As an African American, attending the University of Michigan and running track there was an achievement enough of its own. In Hubbard’s senior class, only eight out of the 1,456 graduating students were African American. He excelled in academics, graduating with honors in 1927, and on the track, setting records and winning numerous championships for the Wolverines. As a freshman, Hubbard was not allowed to run Varsity track. His sophomore year was mediocre but he began to break records in his junior year. He helped win Big Ten championships in the 100-meter dash, running a time of 9.8 seconds, and the long jump, jumping 24 feet 10 and ¾ inches.
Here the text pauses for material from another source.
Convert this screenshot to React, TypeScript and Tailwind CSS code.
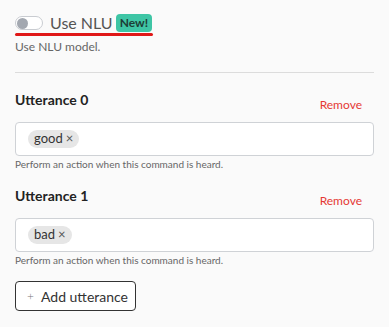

With performances like that, DeHart won a spot on the 1924 Olympic team, beating Edward Gourdin (then the world record holder) at trials at Harvard University to seal his spot to represent the United States at the Olympics in Paris, France.
Hubbard struggled initially at the Olympics. On his sixth and final jump match, he bruised his heel and committed a foul for stepping too far over the line. However, coming into his last jump at full speed, he leaped 24 feet 5 and ½ inches and became the first African American to win a gold medal as an individual in the Olympics.
Going into his senior year at Michigan Hubbard competed in sprints, hurdles, and the long jump, helping the Wolverines win Big Ten titles in indoor and outdoor meets. He also tied the world record in the 100-meter dash at 9.6 seconds, and beat the world record in the long jump, jumping 25 feet, 10 and 3/8 inches.
After graduating from the University of Michigan, Hubbard worked at a number of different jobs. He was a supervisor at the Department of Colored Work for the Cincinnati Public Recreation Commission, and was a manager of a housing project in Cincinnati, before moving to Cleveland, Ohio. He retired in Cleveland after working for the Federal Public Housing Authority. William DeHart Hubbard died on June 23, 1976, in Cleveland, Ohio.